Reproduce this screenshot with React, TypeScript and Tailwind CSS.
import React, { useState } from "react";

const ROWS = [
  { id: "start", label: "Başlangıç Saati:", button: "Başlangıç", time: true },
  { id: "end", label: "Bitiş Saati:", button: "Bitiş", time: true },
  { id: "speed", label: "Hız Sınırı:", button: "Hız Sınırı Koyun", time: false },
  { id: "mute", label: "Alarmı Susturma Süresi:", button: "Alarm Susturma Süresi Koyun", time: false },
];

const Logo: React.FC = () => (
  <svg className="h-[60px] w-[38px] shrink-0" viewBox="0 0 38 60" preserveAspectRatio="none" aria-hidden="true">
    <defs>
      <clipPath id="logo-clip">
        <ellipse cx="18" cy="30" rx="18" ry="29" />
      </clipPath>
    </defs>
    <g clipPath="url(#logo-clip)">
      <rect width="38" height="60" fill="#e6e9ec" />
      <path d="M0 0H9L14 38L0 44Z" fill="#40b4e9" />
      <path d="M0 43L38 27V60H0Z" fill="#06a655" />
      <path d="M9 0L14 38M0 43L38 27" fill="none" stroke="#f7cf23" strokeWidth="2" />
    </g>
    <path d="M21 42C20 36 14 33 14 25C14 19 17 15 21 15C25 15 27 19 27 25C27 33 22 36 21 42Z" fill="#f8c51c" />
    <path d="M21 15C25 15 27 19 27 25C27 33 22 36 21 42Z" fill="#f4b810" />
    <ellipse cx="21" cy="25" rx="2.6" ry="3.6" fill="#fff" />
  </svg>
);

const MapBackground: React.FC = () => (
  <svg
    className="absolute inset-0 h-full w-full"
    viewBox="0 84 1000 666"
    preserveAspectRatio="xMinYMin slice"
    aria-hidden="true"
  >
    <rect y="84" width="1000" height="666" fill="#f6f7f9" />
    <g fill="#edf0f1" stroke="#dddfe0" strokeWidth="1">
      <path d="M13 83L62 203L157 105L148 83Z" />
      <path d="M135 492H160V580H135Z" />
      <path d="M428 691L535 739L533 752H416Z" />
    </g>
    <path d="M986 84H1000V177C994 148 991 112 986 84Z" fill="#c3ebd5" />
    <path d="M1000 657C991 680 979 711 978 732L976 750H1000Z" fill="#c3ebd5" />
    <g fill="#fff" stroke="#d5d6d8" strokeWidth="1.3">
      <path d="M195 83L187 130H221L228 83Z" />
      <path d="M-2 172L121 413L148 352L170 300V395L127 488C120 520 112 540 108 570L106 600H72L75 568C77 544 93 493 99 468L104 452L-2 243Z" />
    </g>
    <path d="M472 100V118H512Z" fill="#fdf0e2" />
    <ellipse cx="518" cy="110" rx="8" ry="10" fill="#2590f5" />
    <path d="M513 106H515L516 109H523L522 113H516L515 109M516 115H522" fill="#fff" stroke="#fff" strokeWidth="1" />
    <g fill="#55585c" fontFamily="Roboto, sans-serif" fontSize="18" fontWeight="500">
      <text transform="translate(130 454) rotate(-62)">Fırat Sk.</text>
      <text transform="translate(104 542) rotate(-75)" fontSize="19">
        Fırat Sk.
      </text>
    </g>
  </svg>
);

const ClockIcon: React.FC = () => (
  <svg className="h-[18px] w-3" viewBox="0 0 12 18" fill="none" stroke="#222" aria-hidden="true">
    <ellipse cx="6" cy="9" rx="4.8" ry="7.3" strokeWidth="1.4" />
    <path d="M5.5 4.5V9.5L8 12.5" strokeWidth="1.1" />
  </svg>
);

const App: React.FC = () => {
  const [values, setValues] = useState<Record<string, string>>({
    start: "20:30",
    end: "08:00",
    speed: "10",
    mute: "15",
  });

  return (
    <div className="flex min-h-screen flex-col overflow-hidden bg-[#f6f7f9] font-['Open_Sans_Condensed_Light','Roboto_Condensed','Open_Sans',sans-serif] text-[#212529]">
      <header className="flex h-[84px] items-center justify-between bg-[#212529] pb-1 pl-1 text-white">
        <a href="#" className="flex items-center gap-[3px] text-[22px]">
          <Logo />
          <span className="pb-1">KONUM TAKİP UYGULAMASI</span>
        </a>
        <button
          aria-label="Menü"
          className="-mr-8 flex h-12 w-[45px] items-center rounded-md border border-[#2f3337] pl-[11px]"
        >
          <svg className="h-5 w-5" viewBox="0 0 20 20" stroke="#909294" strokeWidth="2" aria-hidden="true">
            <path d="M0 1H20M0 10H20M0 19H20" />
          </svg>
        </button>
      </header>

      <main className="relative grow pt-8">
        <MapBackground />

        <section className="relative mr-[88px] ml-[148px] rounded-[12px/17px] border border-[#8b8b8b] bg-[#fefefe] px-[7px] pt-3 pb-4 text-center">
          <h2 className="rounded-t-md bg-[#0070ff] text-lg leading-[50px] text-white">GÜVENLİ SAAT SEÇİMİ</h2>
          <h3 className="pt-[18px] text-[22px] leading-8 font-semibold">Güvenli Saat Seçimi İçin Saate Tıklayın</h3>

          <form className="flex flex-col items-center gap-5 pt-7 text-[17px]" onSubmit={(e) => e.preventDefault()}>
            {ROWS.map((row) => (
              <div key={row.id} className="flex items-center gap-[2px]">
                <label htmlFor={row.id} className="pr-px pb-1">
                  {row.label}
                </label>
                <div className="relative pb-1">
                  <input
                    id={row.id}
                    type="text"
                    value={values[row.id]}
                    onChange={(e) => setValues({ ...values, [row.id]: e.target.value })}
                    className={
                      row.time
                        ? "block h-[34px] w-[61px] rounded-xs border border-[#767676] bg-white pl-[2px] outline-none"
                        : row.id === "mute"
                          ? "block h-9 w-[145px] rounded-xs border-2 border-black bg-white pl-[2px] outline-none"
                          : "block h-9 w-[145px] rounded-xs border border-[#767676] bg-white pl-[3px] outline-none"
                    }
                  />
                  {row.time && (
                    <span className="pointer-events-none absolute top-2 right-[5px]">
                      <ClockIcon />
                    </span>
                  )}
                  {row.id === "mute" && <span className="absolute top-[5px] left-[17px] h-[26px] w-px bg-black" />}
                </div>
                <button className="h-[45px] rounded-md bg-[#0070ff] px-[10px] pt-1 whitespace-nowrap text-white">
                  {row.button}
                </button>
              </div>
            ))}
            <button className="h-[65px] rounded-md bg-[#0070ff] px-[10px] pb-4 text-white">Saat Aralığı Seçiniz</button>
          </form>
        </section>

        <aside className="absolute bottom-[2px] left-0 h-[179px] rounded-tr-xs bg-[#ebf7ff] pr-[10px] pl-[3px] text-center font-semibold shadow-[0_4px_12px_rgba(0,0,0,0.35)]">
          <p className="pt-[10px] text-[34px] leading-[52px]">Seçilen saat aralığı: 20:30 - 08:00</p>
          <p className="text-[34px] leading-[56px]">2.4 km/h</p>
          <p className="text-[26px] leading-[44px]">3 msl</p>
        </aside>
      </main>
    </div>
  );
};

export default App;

========

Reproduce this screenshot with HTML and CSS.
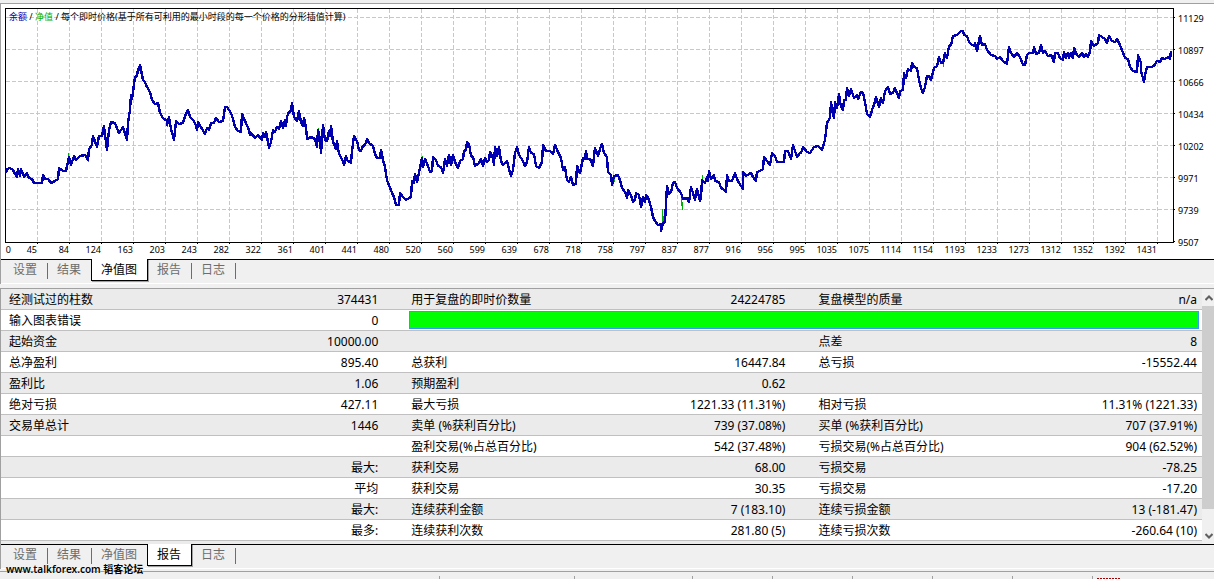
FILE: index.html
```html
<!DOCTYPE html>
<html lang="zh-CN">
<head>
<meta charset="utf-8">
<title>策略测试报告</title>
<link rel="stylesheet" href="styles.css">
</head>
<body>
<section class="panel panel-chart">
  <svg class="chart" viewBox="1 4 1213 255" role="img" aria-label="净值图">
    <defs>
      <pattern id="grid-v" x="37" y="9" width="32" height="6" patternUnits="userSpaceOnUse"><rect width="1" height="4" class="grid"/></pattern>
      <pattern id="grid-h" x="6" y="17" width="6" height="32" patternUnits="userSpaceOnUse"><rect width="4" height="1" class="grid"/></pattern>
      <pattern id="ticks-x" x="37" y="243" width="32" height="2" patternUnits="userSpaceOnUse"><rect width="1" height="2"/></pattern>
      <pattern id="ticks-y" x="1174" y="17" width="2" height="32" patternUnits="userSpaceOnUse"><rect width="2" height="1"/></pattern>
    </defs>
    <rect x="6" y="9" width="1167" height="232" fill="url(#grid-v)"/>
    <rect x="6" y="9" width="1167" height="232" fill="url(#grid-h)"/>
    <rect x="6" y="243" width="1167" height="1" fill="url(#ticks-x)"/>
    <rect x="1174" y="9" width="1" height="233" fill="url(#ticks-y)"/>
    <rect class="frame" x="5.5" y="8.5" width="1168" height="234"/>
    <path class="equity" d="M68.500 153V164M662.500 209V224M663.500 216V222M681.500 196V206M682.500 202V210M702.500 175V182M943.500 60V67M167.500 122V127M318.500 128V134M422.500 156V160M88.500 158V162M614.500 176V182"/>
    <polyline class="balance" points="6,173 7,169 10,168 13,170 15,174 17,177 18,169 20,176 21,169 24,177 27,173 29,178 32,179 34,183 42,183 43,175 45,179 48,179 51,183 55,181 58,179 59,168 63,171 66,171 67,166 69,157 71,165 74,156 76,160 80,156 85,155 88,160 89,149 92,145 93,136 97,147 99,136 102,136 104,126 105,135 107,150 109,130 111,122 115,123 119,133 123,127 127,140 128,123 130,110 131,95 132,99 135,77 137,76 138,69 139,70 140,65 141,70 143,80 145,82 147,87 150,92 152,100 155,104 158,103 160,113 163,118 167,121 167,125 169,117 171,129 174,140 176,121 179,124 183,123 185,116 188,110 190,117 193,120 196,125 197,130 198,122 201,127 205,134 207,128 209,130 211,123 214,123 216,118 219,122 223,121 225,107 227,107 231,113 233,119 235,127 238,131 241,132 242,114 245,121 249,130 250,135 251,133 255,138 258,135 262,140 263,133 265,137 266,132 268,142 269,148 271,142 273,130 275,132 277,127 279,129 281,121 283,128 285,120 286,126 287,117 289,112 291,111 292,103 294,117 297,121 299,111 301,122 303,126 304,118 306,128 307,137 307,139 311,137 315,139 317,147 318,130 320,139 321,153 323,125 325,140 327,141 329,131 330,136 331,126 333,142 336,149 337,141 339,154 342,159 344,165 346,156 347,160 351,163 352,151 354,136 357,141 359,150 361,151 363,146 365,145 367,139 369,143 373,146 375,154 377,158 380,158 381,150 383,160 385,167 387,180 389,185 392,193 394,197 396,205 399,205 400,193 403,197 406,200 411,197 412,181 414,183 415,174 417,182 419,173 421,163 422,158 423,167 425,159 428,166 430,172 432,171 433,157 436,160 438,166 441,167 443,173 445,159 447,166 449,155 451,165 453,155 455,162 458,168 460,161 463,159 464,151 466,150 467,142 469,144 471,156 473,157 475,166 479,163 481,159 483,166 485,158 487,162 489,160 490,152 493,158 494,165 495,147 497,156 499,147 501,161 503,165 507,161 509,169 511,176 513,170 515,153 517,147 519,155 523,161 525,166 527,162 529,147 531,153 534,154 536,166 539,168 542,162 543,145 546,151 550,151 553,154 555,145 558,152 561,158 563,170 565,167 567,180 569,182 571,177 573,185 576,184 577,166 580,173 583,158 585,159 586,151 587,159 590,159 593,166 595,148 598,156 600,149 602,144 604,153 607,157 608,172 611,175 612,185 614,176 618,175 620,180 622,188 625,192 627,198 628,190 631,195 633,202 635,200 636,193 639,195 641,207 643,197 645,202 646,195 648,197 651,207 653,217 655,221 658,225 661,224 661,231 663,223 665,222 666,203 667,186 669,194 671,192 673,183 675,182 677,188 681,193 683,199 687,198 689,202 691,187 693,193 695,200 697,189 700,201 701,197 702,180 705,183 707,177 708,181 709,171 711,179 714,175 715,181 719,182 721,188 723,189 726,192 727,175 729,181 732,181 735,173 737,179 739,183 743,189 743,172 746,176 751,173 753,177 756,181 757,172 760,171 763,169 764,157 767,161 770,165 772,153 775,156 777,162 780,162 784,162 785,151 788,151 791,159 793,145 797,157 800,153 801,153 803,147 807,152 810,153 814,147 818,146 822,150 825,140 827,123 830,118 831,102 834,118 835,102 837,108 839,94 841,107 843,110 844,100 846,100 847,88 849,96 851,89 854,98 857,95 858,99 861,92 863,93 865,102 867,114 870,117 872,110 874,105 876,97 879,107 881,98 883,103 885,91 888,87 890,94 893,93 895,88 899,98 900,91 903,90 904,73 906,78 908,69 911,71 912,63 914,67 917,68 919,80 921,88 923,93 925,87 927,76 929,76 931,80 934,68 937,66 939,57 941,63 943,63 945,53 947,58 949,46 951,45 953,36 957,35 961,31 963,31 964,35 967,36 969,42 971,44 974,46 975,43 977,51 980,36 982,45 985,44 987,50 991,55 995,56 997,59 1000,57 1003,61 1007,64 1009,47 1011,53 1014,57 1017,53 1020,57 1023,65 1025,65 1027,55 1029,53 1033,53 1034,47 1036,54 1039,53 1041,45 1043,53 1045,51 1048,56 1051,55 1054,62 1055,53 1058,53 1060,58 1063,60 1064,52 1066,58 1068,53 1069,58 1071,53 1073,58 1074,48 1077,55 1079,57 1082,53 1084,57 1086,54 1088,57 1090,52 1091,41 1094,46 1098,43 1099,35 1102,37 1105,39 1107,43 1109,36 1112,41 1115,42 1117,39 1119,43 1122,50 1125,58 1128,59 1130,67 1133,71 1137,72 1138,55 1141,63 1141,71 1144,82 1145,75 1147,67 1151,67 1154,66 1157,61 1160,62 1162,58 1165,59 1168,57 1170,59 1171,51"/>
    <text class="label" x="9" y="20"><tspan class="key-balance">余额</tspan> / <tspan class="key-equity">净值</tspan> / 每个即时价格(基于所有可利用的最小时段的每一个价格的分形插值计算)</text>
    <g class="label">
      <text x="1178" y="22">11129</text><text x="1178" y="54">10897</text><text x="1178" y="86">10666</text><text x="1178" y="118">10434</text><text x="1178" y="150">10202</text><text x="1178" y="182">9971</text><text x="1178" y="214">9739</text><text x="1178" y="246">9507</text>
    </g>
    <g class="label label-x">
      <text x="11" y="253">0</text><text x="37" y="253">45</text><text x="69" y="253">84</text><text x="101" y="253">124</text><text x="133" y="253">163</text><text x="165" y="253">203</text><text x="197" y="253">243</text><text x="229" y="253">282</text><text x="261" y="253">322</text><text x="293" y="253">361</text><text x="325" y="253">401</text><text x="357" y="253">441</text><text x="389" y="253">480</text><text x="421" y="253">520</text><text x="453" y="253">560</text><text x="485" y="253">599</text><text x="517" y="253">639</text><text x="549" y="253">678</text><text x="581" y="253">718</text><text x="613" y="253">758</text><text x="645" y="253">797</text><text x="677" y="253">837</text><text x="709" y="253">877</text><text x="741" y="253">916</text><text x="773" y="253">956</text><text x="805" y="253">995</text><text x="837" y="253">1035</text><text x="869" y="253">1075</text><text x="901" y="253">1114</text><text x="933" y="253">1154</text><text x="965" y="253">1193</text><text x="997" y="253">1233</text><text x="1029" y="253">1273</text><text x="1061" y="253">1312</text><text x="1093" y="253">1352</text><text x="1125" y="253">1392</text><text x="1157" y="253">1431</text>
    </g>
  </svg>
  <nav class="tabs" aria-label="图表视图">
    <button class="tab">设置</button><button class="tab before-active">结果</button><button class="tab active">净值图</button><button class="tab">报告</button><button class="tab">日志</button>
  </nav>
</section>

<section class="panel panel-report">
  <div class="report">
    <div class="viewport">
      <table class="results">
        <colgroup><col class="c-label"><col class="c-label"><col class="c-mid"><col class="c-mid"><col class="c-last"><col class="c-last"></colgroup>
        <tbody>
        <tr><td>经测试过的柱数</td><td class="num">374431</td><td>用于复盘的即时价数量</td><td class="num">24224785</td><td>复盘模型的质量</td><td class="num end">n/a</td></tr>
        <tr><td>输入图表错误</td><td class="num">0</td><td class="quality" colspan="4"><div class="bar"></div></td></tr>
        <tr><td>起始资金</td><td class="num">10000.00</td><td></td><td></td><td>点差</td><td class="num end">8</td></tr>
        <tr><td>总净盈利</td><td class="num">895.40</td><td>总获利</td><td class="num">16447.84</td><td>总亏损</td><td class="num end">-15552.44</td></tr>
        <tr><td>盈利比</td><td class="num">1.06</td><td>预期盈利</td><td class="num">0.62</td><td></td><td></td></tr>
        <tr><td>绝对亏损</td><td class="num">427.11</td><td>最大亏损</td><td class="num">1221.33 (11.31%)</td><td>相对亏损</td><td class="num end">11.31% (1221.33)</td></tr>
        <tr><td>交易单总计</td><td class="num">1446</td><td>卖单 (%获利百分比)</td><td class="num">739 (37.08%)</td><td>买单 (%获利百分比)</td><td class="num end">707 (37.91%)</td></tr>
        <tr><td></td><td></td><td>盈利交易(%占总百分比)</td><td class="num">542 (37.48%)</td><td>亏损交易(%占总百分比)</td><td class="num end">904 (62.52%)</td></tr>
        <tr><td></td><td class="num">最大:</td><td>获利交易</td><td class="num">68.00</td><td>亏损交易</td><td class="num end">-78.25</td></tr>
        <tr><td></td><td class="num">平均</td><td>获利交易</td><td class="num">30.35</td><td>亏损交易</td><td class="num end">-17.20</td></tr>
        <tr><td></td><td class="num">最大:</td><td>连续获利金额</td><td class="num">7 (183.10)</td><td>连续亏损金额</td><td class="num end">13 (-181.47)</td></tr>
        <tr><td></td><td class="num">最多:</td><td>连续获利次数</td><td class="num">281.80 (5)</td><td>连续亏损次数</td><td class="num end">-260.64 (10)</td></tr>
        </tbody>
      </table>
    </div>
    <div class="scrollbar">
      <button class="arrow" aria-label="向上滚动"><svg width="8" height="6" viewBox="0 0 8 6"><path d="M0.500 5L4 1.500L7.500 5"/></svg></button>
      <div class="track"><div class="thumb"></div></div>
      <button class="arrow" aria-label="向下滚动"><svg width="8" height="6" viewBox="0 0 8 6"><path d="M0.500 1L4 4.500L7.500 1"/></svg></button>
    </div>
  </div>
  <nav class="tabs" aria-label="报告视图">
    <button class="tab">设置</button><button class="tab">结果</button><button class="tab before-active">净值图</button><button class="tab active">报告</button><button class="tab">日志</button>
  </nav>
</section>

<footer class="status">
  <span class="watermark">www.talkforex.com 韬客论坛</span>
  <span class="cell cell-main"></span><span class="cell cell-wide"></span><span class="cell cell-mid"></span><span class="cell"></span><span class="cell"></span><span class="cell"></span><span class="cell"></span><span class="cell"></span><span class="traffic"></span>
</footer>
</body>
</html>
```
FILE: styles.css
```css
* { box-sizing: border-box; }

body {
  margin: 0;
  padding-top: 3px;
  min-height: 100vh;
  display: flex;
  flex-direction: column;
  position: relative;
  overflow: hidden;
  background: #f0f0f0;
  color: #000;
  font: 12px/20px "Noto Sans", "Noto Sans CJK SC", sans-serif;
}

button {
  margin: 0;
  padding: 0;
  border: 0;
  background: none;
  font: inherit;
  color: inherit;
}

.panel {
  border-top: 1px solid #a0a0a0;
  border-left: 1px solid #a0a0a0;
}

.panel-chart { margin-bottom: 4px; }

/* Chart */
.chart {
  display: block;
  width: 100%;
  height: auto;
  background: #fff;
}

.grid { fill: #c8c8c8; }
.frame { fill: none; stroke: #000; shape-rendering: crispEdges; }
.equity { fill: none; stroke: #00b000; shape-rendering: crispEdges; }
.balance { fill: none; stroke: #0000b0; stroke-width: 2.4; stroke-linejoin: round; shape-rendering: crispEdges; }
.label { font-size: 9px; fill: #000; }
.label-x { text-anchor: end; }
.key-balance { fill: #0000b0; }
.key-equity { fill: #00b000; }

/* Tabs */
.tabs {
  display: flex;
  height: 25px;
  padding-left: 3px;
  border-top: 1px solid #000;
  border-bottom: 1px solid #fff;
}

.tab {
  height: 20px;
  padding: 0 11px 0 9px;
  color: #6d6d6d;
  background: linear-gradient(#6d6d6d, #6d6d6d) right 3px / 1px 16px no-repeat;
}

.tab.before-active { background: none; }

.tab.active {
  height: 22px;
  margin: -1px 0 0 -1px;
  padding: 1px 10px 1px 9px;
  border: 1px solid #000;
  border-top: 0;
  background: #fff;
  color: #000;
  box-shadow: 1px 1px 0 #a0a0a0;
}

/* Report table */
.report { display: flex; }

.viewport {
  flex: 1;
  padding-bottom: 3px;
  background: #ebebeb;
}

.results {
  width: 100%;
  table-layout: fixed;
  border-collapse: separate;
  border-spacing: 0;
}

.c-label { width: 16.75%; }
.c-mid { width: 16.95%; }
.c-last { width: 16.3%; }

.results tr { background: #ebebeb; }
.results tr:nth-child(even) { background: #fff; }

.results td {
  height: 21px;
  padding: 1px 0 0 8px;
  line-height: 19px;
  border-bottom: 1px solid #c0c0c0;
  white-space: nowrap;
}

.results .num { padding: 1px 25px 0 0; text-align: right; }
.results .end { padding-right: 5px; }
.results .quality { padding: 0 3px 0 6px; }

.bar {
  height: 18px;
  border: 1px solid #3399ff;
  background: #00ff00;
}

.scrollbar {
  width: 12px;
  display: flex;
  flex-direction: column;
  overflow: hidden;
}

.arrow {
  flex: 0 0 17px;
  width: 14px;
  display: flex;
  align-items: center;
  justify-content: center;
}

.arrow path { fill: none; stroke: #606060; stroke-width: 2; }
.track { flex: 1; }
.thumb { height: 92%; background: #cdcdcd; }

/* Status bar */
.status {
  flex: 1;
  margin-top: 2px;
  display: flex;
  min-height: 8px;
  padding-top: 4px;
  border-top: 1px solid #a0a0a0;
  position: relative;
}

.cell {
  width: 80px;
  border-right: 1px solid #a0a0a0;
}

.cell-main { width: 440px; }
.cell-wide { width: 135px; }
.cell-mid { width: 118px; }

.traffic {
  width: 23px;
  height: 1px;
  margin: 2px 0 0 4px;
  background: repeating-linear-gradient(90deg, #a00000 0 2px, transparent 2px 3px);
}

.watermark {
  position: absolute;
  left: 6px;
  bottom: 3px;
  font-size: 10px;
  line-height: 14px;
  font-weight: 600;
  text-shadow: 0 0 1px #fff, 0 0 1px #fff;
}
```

========

## [WHAT IS NEEDED]
Copy out every line from the data above that has "with" in it.

## [RESULT BELOW]
Reproduce this screenshot with React, TypeScript and Tailwind CSS.
Reproduce this screenshot with HTML and CSS.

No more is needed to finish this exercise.